The second change is a requirement of a formal authorization of a program to do such monitoring. The Director of National Intelligence and the AG have to approve a program (for up to one year) reasonably designed to be limited to the monitoring of persons outside the United States. Those procedures have to be submitted to the FISA court, which then reviews whether the Executive's conclusion that the procedures are reasonably designed to only pick up the communications of people reasonably believed to be outside the U.S. is "clearly erroneous." If the conclusion is clearly erroneous, the court sends them back and tells the Executive to try again. The government can also appeal that determination to the FISA Court of Review and if needed the Supreme Court. I'm not exactly sure, but my sense is that this is a one-size-fits-all order; that is, the one authorization covers all the providers.

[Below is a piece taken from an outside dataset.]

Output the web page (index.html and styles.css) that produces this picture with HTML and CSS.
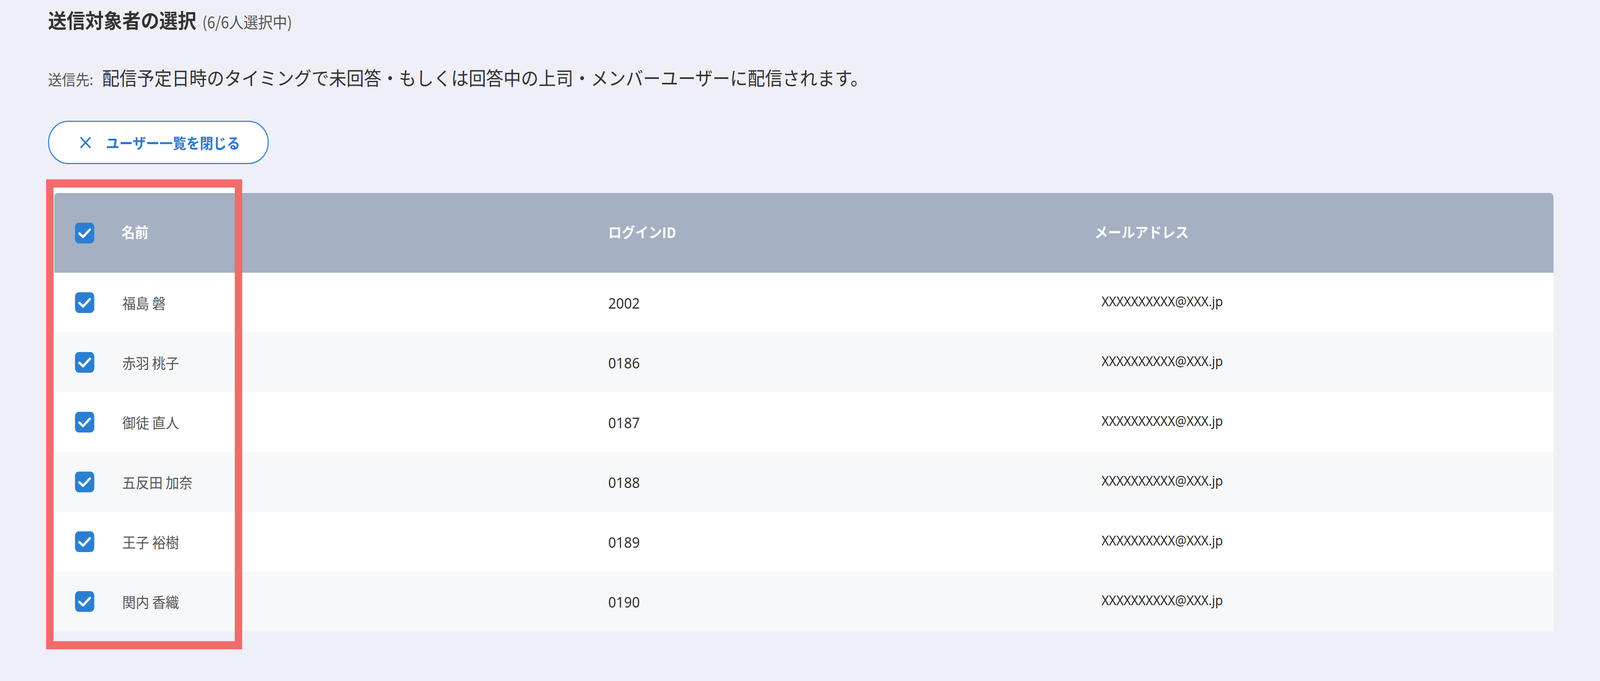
FILE: index.html
```html
<!DOCTYPE html>
<html lang="ja">
<head>
<meta charset="utf-8">
<title>送信対象者の選択</title>
<link rel="stylesheet" href="styles.css">
</head>
<body>
<main class="page">
  <h2 class="title">送信対象者の選択<span class="count">(6/6人選択中)</span></h2>
  <p class="dest"><span class="dest-label">送信先:</span>配信予定日時のタイミングで未回答・もしくは回答中の上司・メンバーユーザーに配信されます。</p>
  <button class="close-btn" type="button">
    <svg class="x-icon" viewBox="0 0 24 24" aria-hidden="true"><path d="M3 3 L21 21 M21 3 L3 21"/></svg>
    <span>ユーザー一覧を閉じる</span>
  </button>

  <div class="table-wrap">
    <div class="table">
      <div class="row head">
        <div class="cell check"><div class="cb"><svg viewBox="0 0 24 24"><path d="M5.5 12.5 L10 16.5 L18.5 8"/></svg></div></div>
        <div class="cell"><span>名前</span></div>
        <div class="cell"><span>ログインID</span></div>
        <div class="cell"><span>メールアドレス</span></div>
      </div>
      <div class="row">
        <div class="cell check"><div class="cb"><svg viewBox="0 0 24 24"><path d="M5.5 12.5 L10 16.5 L18.5 8"/></svg></div></div>
        <div class="cell name"><span>福島 磐</span></div>
        <div class="cell id"><span>2002</span></div>
        <div class="cell mail"><span>XXXXXXXXXX@XXX.jp</span></div>
      </div>
      <div class="row">
        <div class="cell check"><div class="cb"><svg viewBox="0 0 24 24"><path d="M5.5 12.5 L10 16.5 L18.5 8"/></svg></div></div>
        <div class="cell name"><span>赤羽 桃子</span></div>
        <div class="cell id"><span>0186</span></div>
        <div class="cell mail"><span>XXXXXXXXXX@XXX.jp</span></div>
      </div>
      <div class="row">
        <div class="cell check"><div class="cb"><svg viewBox="0 0 24 24"><path d="M5.5 12.5 L10 16.5 L18.5 8"/></svg></div></div>
        <div class="cell name"><span>御徒 直人</span></div>
        <div class="cell id"><span>0187</span></div>
        <div class="cell mail"><span>XXXXXXXXXX@XXX.jp</span></div>
      </div>
      <div class="row">
        <div class="cell check"><div class="cb"><svg viewBox="0 0 24 24"><path d="M5.5 12.5 L10 16.5 L18.5 8"/></svg></div></div>
        <div class="cell name"><span>五反田 加奈</span></div>
        <div class="cell id"><span>0188</span></div>
        <div class="cell mail"><span>XXXXXXXXXX@XXX.jp</span></div>
      </div>
      <div class="row">
        <div class="cell check"><div class="cb"><svg viewBox="0 0 24 24"><path d="M5.5 12.5 L10 16.5 L18.5 8"/></svg></div></div>
        <div class="cell name"><span>王子 裕樹</span></div>
        <div class="cell id"><span>0189</span></div>
        <div class="cell mail"><span>XXXXXXXXXX@XXX.jp</span></div>
      </div>
      <div class="row">
        <div class="cell check"><div class="cb"><svg viewBox="0 0 24 24"><path d="M5.5 12.5 L10 16.5 L18.5 8"/></svg></div></div>
        <div class="cell name"><span>関内 香織</span></div>
        <div class="cell id"><span>0190</span></div>
        <div class="cell mail"><span>XXXXXXXXXX@XXX.jp</span></div>
      </div>
    </div>
    <div class="highlight"></div>
  </div>
</main>
</body>
</html>
```

FILE: styles.css
```css
/* Design is drawn for a 4400px wide canvas; --sx fits horizontal sizes to the viewport width */
:root {
  --sx: tan(atan2(100vw, 4400px));
}
html, body {
  margin: 0;
  padding: 0;
  overflow: hidden;
}
body {
  background: #efeff8;
  font-family: "Noto Sans CJK JP", "Noto Sans", sans-serif;
  color: #333;
}
.page {
  padding: 20px calc(128px * var(--sx)) 60px calc(132px * var(--sx));
  display: flex;
  flex-direction: column;
  align-items: flex-start;
}
.title,
.dest,
.close-btn,
.cell > span,
.cb {
  transform: scaleX(var(--sx));
  transform-origin: 0 50%;
}
.title {
  margin: 0;
  font-size: 51px;
  line-height: 60px;
  font-weight: 700;
  color: #333;
  white-space: nowrap;
}
.count {
  font-size: 40px;
  font-weight: 400;
  color: #555;
  margin-left: 16px;
}
.dest {
  margin: 82px 0 0;
  font-size: 48px;
  line-height: 60px;
  color: #333;
  white-space: nowrap;
}
.dest-label {
  font-size: 38px;
  color: #555;
  margin-right: 24px;
}
.close-btn {
  margin-top: 77px;
  height: 111px;
  box-sizing: border-box;
  border: 3px solid #3a86d4;
  border-radius: 56px;
  background: #fff;
  padding: 0 76px 0 82px;
  display: flex;
  align-items: center;
  gap: 38px;
  font-family: "Noto Sans CJK JP", sans-serif;
  font-size: 37px;
  font-weight: 700;
  color: #2a78d0;
  cursor: pointer;
}
.x-icon {
  width: 36px;
  height: 36px;
  flex: none;
}
.x-icon path {
  fill: none;
  stroke: #2a78d0;
  stroke-width: 2.6;
}
.table-wrap {
  position: relative;
  align-self: stretch;
  margin-top: 74px;
  margin-left: calc(17px * var(--sx));
}
.row {
  display: grid;
  grid-template-columns: calc(185px * var(--sx)) calc(1339px * var(--sx)) calc(1337px * var(--sx)) 1fr;
  height: 153px;
  background: #fff;
}
.row:nth-child(odd) {
  background: #f7f8fa;
}
.row.head {
  height: 204px;
  background: #a5b0c2;
  border-radius: calc(10px * var(--sx)) calc(10px * var(--sx)) 0 0 / 10px 10px 0 0;
  color: #fff;
  font-size: 37px;
  font-weight: 700;
}
.cell {
  display: flex;
  align-items: center;
  white-space: nowrap;
  box-sizing: border-box;
}
.row.head .cell {
  padding-bottom: 6px;
}
.cell > span {
  display: inline-block;
}
.cell.check {
  padding-left: calc(57px * var(--sx));
}
.cb {
  width: 53px;
  height: 53px;
  flex: none;
  border-radius: 11px;
  background: #2a7fd4;
}
.row.head .cb {
  margin-top: 6px;
}
.cb svg {
  display: block;
  width: 53px;
  height: 53px;
}
.cb path {
  fill: none;
  stroke: #fff;
  stroke-width: 2.8;
  stroke-linecap: round;
  stroke-linejoin: round;
}
.name {
  font-size: 37px;
  color: #555;
  padding-left: calc(2px * var(--sx));
}
.id {
  font-family: "Noto Sans", sans-serif;
  font-size: 38px;
  color: #333;
}
.mail {
  font-family: "Open Sans", sans-serif;
  font-size: 35px;
  color: #222;
  padding-left: calc(19px * var(--sx));
  padding-bottom: 8px;
}
.highlight {
  position: absolute;
  left: calc(-22px * var(--sx));
  top: -35px;
  width: calc(539px * var(--sx));
  height: 1203px;
  box-sizing: border-box;
  border-style: solid;
  border-color: #f26b6b;
  border-width: 21px calc(21px * var(--sx));
  background: linear-gradient(#fff 0, #fff 14px, transparent 14px);
  pointer-events: none;
}
```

It sounds like the PRISM program is the way of implementing the statute, now codified at 50 U.S.C. 1881a. Recall this detail from the original Poststory:
Analysts who use the system from a Web portal at Fort Meade key in "selectors," or search terms, that are designed to produce at least 51 percent confidence in a target's "foreignness." That is not a very stringent test. Training materials obtained by the Post instruct new analysts to submit accidentally collected U.S. content for a quarterly report, "but it's nothing to worry about."
Presumably the bit about "selectors" that are "designed to produce at least 51 percent confidence in a target's foreignness" are ones that have been approved by the DNI and AG and then approved by the FISA court to implement the authority to target "persons reasonably believed to be located outside the United States to acquire foreign intelligence information." 50 U.S.C. 1881a(a).

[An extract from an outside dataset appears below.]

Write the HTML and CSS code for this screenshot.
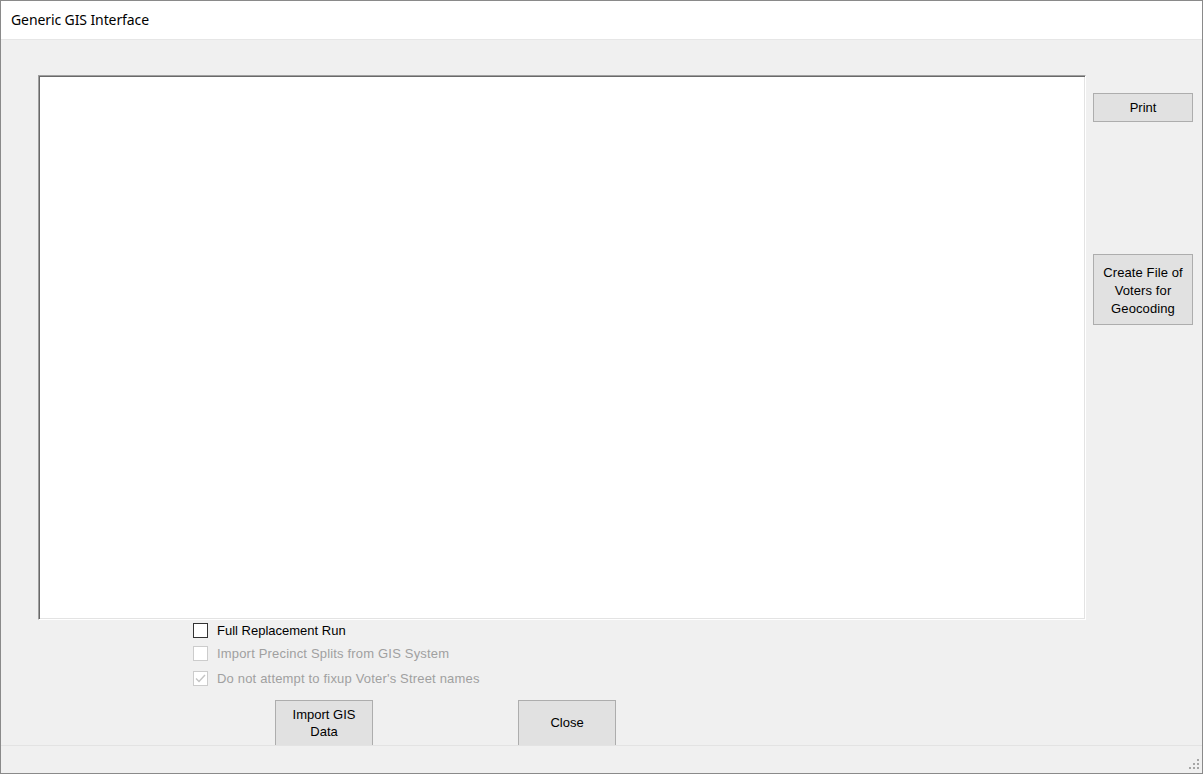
FILE: index.html
```html
<!DOCTYPE html>
<html>
<head>
<meta charset="utf-8">
<title>Generic GIS Interface</title>
<link rel="stylesheet" href="styles.css">
</head>
<body>
<div class="window">
  <div class="titlebar">Generic GIS Interface</div>
  <div class="content">
    <div class="top-row">
      <div class="panel"></div>
      <div class="side">
        <button class="btn btn-print">Print</button>
        <button class="btn btn-create">Create File of<br>Voters for<br>Geocoding</button>
      </div>
    </div>
    <div class="options">
      <div class="opt opt-1">
        <span class="box"></span>
        <span class="label">Full Replacement Run</span>
      </div>
      <div class="opt opt-2 disabled">
        <span class="box"></span>
        <span class="label">Import Precinct Splits from GIS System</span>
      </div>
      <div class="opt opt-3 disabled">
        <span class="box"><svg width="13" height="13" viewBox="0 0 13 13"><path d="M2 6.5 L5 9.5 L11 3" fill="none" stroke="#c4c4c4" stroke-width="1.4"/></svg></span>
        <span class="label">Do not attempt to fixup Voter's Street names</span>
      </div>
    </div>
    <div class="actions">
      <button class="btn btn-import">Import GIS<br>Data</button>
      <button class="btn btn-close">Close</button>
    </div>
  </div>
  <div class="statusbar">
    <svg class="grip" width="12" height="12" viewBox="0 0 12 12">
      <rect x="9" y="0" width="2" height="2" fill="#a6a6a6"/>
      <rect x="5" y="4" width="2" height="2" fill="#a6a6a6"/>
      <rect x="9" y="4" width="2" height="2" fill="#a6a6a6"/>
      <rect x="1" y="8" width="2" height="2" fill="#a6a6a6"/>
      <rect x="5" y="8" width="2" height="2" fill="#a6a6a6"/>
      <rect x="9" y="8" width="2" height="2" fill="#a6a6a6"/>
    </svg>
  </div>
</div>
</body>
</html>
```
FILE: styles.css
```css
html, body {
  margin: 0;
  padding: 0;
  background: #f0f0f0;
}

.window {
  width: 1203px;
  height: 774px;
  box-sizing: border-box;
  border: 1px solid #8a8a8a;
  display: flex;
  flex-direction: column;
  background: #f0f0f0;
  font-family: "Liberation Sans", Arial, sans-serif;
  font-size: 13px;
  color: #000;
}

.titlebar {
  height: 38px;
  flex: none;
  background: #fff;
  border-bottom: 1px solid #e6e6e6;
  padding-left: 10px;
  font-family: "Noto Sans", "Open Sans", sans-serif;
  font-size: 14px;
  line-height: 38px;
  letter-spacing: -0.1px;
  color: #000;
}

.content {
  flex: 1;
  overflow: hidden;
  padding: 35px 0 0 37px;
  box-sizing: border-box;
}

.top-row {
  display: flex;
  align-items: flex-start;
}

.panel {
  width: 1048px;
  height: 545px;
  box-sizing: border-box;
  background: #fff;
  border: 1px solid;
  border-color: #a0a0a0 #ffffff #ffffff #a0a0a0;
  box-shadow: inset 1px 1px 0 #696969, inset -1px -1px 0 #e3e3e3;
}

.side {
  margin-left: 7px;
  width: 100px;
  display: flex;
  flex-direction: column;
}

.btn {
  box-sizing: border-box;
  background: #e1e1e1;
  border: 1px solid #adadad;
  font-family: "Liberation Sans", Arial, sans-serif;
  font-size: 13px;
  color: #000;
  padding: 0;
  margin: 0;
  text-align: center;
}

.btn-print {
  margin-top: 18px;
  height: 29px;
  width: 100px;
}

.btn-create {
  margin-top: 132px;
  height: 71px;
  width: 100px;
  line-height: 18px;
  padding-top: 2px;
  letter-spacing: 0.1px;
}

.options {
  margin-left: 155px;
  margin-top: 3px;
  display: flex;
  flex-direction: column;
}

.opt {
  display: flex;
  align-items: center;
  height: 15px;
}

.opt-1 { margin-bottom: 8px; }
.opt-2 { margin-bottom: 10px; }

.box {
  width: 15px;
  height: 15px;
  box-sizing: border-box;
  border: 1px solid #333;
  background: #fff;
  display: flex;
  align-items: center;
  justify-content: center;
  flex: none;
}

.label {
  margin-left: 9px;
  white-space: nowrap;
}

.disabled .box {
  border-color: #cccccc;
  background: #fff;
}

.disabled .label {
  color: #a0a0a0;
  letter-spacing: 0.18px;
}

.actions {
  display: flex;
  margin-left: 237px;
  margin-top: 14px;
}

.btn-import {
  width: 98px;
  height: 46px;
  line-height: 17px;
  padding-bottom: 0;
}

.btn-close {
  width: 98px;
  height: 46px;
  margin-left: 145px;
  padding-bottom: 2px;
}

.statusbar {
  flex: none;
  height: 27px;
  border-top: 1px solid #e3e3e3;
  background: #f0f0f0;
  position: relative;
}

.grip {
  position: absolute;
  right: 2px;
  bottom: 2px;
}
```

Anyway, maybe this is obvious to everyone, but I thought I would add it just in case it wasn't.
While it might be tempting to do to this administration what its backers in and out of the media did to the prior administration -- conjure up scandal where there isn't any -- I think it can only be a distraction that weakens the credibility of those who want to pursue real White House wrongdoing.

In any event, the week ended on one up note, the president, unaccountably praised by the media for so long as a great orator, was 
rendered speechless when he stood at a podium in San Jose without a ghostwritten script.